## Materials provided
━━━━━━

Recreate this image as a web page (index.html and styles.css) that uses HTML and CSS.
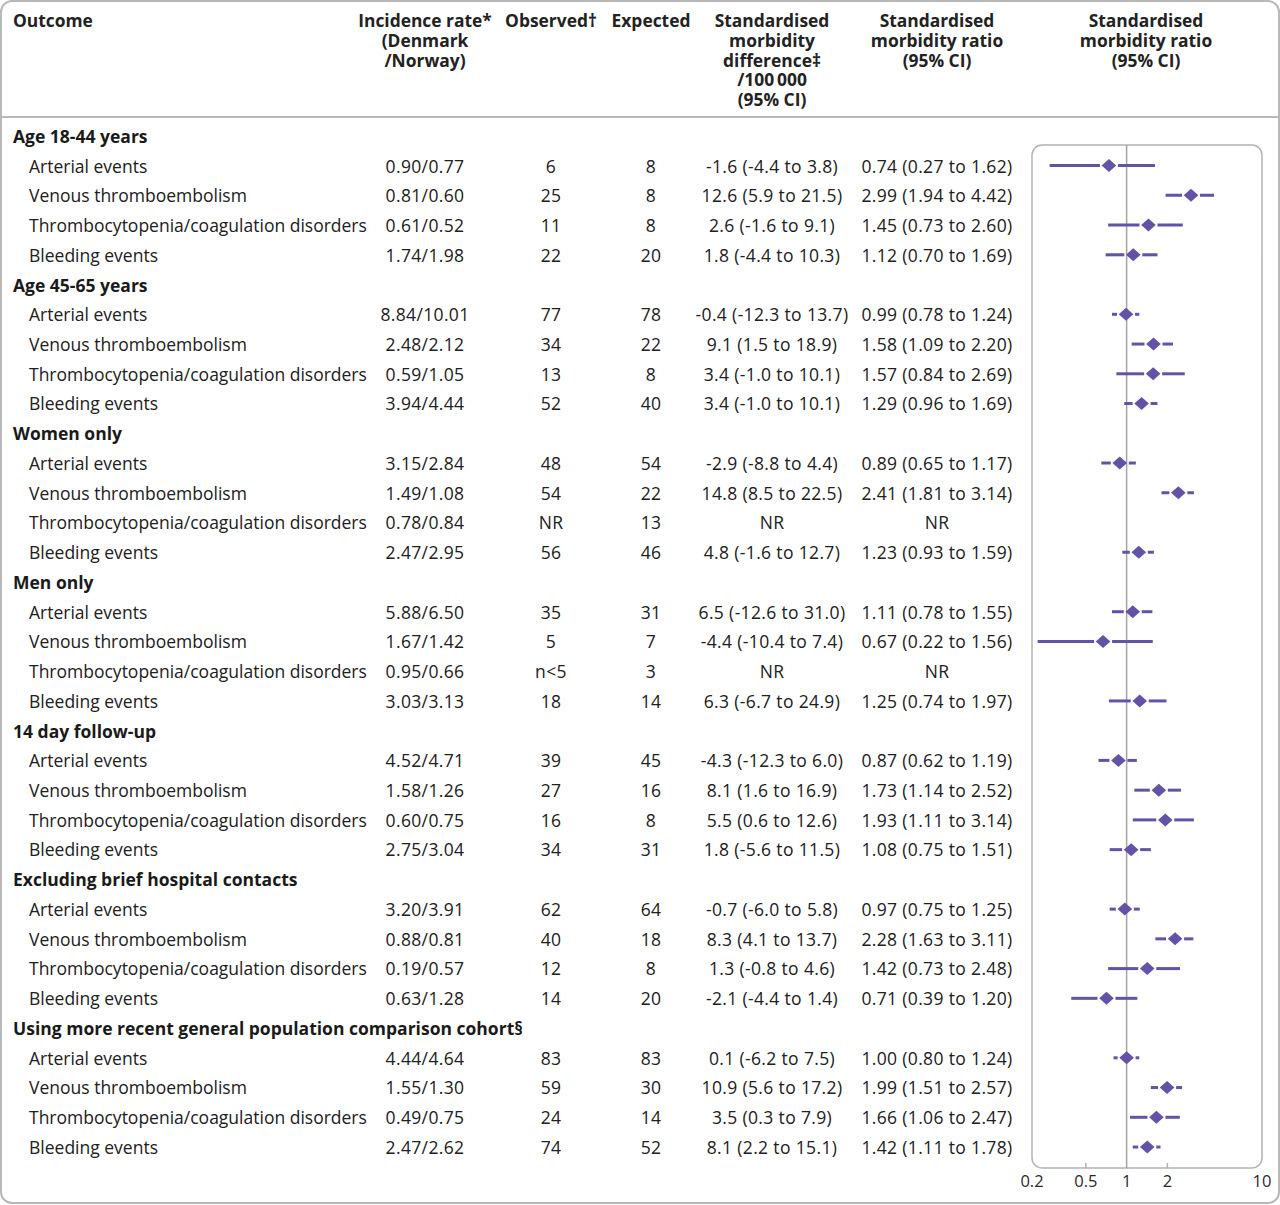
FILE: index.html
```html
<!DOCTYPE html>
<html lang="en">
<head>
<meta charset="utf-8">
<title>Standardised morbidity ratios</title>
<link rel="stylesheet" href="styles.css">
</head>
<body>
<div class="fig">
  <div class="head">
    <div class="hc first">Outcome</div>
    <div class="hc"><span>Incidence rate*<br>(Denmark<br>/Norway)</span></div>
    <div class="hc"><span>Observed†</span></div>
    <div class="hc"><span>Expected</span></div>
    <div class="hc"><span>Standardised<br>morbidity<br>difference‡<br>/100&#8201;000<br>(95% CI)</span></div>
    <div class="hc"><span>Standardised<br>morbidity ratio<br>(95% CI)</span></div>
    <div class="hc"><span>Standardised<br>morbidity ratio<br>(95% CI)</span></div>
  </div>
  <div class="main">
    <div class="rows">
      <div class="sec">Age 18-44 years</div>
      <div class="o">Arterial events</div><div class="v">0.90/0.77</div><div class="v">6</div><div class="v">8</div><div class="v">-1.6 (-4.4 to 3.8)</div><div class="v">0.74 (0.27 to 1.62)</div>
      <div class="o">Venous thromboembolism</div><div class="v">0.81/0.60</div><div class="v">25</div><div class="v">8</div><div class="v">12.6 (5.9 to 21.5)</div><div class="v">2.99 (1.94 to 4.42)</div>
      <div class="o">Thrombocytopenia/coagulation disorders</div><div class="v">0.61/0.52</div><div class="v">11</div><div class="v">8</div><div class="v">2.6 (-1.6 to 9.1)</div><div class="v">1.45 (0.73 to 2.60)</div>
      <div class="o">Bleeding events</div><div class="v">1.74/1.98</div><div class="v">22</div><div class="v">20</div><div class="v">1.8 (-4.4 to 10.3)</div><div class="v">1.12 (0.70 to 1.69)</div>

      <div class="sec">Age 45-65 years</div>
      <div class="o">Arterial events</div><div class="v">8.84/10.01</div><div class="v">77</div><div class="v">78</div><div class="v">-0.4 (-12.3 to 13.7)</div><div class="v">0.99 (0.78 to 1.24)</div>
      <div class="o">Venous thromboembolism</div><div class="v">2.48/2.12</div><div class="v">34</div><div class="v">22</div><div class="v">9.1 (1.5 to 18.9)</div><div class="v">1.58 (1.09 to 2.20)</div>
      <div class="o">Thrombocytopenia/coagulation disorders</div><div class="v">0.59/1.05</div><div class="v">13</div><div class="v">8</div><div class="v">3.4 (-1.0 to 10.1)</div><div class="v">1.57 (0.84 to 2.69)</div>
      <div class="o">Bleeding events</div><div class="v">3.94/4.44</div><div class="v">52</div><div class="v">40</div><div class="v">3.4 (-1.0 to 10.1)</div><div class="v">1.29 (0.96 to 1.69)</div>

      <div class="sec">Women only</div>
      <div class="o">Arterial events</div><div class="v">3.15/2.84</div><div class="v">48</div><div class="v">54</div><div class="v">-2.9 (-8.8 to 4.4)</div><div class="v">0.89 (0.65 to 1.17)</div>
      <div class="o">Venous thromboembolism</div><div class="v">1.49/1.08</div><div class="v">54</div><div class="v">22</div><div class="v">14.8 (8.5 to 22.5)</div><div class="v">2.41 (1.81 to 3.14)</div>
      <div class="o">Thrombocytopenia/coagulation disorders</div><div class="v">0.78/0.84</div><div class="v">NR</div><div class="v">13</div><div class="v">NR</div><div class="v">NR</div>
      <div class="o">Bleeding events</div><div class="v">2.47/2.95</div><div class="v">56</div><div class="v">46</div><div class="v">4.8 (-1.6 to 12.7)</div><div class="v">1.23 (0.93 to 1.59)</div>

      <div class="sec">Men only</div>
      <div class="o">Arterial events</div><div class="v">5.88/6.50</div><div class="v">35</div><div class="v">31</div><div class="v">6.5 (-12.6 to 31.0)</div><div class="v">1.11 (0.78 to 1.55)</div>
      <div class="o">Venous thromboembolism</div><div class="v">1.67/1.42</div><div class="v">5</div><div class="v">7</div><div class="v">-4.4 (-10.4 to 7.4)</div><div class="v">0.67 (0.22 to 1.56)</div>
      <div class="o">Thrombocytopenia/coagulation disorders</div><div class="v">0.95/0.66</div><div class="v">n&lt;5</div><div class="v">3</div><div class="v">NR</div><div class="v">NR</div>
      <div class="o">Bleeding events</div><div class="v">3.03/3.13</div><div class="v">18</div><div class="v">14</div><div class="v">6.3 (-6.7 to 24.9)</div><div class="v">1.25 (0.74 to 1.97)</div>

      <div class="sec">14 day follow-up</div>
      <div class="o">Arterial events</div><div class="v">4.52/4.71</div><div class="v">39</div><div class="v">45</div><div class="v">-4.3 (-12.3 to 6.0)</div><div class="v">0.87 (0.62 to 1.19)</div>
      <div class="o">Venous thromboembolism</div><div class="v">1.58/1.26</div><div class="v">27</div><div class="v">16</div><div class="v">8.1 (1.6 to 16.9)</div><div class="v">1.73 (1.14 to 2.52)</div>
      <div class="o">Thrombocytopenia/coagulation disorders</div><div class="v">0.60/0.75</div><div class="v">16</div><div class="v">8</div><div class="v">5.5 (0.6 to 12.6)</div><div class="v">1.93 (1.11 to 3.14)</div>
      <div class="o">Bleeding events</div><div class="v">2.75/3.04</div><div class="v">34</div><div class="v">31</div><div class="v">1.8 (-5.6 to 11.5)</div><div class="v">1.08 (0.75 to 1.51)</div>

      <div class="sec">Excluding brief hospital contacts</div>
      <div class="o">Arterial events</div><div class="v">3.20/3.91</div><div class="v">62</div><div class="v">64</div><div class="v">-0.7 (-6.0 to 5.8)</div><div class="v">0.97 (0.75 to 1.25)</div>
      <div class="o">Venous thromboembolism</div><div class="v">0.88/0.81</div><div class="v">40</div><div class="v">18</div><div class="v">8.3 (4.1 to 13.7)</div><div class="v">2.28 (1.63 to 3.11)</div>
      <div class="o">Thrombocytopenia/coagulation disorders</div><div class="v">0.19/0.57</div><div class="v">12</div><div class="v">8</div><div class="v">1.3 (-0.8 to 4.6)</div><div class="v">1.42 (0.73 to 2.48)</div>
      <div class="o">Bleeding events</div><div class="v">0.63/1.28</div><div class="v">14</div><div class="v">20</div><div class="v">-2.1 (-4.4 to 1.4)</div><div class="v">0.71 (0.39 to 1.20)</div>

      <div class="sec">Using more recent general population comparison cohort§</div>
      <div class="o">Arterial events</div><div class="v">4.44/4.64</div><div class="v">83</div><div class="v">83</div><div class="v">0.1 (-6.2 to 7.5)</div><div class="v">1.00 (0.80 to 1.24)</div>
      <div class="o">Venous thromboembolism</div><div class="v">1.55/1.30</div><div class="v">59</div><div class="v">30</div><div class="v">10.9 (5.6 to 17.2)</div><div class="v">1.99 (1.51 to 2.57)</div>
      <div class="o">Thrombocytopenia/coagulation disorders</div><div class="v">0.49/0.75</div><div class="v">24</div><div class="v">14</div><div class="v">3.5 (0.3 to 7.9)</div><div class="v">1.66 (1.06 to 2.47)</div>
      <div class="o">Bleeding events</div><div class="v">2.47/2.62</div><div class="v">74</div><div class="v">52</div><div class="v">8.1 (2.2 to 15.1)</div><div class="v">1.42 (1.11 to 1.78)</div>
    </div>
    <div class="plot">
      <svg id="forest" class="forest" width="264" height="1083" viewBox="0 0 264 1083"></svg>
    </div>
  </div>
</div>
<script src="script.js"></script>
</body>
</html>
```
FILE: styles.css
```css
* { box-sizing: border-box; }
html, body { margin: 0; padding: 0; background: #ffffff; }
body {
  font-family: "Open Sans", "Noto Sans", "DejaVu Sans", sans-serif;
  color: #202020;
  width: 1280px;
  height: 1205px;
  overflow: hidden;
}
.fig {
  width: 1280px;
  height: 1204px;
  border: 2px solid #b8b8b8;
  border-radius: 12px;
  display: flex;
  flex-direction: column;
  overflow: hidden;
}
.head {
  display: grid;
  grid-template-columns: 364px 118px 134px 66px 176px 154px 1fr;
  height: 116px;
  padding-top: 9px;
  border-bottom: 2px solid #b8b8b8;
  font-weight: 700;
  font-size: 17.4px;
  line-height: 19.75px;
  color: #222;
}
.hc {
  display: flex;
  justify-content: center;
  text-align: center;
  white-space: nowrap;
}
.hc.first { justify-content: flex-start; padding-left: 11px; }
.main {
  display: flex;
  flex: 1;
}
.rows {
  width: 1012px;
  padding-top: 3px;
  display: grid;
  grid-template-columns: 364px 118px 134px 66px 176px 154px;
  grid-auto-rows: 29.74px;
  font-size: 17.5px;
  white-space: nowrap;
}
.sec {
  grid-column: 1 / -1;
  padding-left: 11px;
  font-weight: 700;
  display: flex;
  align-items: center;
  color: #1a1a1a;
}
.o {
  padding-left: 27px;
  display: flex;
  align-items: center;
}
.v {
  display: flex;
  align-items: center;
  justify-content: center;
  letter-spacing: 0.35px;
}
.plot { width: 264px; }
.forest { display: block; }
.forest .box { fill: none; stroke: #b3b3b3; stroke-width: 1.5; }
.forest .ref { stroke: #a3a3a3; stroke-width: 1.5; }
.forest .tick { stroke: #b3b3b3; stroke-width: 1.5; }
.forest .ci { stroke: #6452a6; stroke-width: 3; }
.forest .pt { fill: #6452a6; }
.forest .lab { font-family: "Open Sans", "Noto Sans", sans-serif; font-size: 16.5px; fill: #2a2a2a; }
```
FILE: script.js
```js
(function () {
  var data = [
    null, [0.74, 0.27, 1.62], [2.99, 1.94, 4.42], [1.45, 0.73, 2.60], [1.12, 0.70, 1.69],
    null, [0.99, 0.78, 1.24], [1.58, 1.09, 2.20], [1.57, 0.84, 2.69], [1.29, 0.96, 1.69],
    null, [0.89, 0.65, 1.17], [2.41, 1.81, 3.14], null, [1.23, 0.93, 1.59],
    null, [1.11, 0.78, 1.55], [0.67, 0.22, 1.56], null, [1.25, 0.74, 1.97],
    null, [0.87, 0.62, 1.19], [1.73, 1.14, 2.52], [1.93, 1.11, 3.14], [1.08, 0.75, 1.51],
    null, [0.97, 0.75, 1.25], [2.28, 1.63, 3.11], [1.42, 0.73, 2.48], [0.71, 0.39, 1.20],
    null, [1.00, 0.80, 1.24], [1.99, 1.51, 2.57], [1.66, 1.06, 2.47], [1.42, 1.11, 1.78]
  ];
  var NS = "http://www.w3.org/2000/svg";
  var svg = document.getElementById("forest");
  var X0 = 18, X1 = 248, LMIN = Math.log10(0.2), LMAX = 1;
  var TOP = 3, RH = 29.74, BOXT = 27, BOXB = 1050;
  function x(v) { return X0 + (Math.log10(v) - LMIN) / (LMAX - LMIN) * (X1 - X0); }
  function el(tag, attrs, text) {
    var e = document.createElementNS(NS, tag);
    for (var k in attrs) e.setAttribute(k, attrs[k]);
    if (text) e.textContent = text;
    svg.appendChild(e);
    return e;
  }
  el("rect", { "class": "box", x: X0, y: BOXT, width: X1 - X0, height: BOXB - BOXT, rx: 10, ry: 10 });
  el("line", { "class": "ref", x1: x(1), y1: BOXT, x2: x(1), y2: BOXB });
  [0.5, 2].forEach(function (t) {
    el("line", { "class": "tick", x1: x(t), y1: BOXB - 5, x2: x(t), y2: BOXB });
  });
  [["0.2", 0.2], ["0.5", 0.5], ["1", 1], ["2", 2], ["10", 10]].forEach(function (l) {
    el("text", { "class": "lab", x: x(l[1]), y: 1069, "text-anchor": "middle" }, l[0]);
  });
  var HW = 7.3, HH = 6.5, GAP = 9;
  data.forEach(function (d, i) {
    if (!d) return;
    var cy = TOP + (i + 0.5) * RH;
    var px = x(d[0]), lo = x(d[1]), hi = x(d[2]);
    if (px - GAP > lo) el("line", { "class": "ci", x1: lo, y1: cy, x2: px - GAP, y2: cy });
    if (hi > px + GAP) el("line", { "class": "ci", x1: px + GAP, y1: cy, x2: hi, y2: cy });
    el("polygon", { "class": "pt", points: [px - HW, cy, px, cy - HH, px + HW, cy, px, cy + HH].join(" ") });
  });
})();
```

━━━━━━

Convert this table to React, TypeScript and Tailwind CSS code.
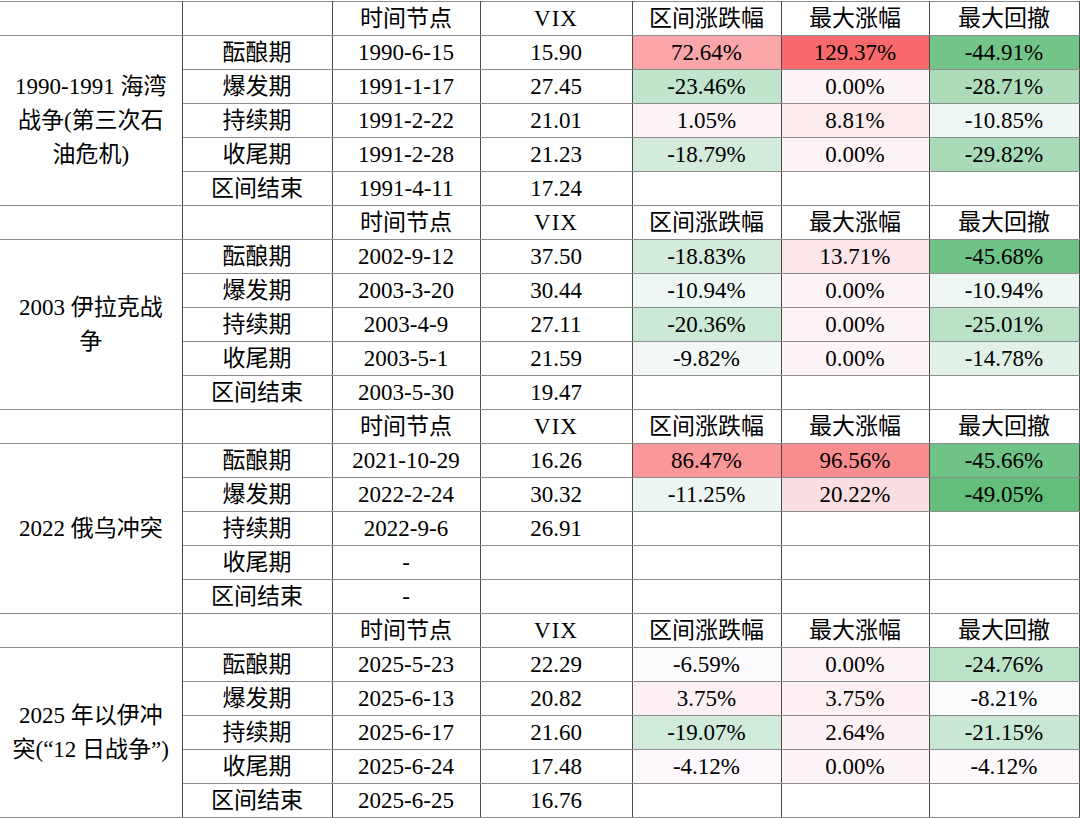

━━━━━━

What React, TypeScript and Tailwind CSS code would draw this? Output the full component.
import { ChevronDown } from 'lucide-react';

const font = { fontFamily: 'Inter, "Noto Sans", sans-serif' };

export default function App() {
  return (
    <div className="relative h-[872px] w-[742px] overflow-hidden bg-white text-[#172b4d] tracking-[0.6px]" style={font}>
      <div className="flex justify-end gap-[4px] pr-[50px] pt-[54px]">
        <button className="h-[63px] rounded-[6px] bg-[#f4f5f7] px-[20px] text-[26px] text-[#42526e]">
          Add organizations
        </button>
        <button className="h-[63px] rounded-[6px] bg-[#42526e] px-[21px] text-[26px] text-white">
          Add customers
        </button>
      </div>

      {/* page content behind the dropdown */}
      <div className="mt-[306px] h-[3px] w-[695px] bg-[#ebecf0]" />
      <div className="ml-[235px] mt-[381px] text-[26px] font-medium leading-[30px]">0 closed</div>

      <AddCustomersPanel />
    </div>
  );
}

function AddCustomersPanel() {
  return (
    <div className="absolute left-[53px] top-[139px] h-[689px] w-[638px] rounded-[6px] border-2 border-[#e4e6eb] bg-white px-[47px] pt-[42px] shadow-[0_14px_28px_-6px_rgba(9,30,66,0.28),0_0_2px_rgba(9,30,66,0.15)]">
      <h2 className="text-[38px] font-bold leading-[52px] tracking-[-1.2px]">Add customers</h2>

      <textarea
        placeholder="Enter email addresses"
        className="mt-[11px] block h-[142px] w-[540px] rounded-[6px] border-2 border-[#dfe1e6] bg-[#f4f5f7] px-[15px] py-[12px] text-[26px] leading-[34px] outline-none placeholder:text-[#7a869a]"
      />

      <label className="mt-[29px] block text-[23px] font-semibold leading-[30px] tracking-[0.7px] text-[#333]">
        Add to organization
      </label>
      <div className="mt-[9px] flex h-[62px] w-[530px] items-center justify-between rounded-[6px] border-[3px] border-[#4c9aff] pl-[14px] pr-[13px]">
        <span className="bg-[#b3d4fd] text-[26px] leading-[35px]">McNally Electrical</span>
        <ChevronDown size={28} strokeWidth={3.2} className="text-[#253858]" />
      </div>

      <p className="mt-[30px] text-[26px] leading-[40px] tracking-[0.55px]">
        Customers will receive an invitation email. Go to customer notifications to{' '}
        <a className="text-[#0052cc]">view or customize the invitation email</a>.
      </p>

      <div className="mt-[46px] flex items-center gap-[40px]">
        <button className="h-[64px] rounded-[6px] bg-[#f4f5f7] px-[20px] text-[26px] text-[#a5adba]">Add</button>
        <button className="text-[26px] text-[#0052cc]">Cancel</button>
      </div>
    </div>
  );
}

━━━━━━

## Work instructions
Show all lines above holding "index".

## Answer for this exercise
Recreate this image as a web page (index.html and styles.css) that uses HTML and CSS.
FILE: index.html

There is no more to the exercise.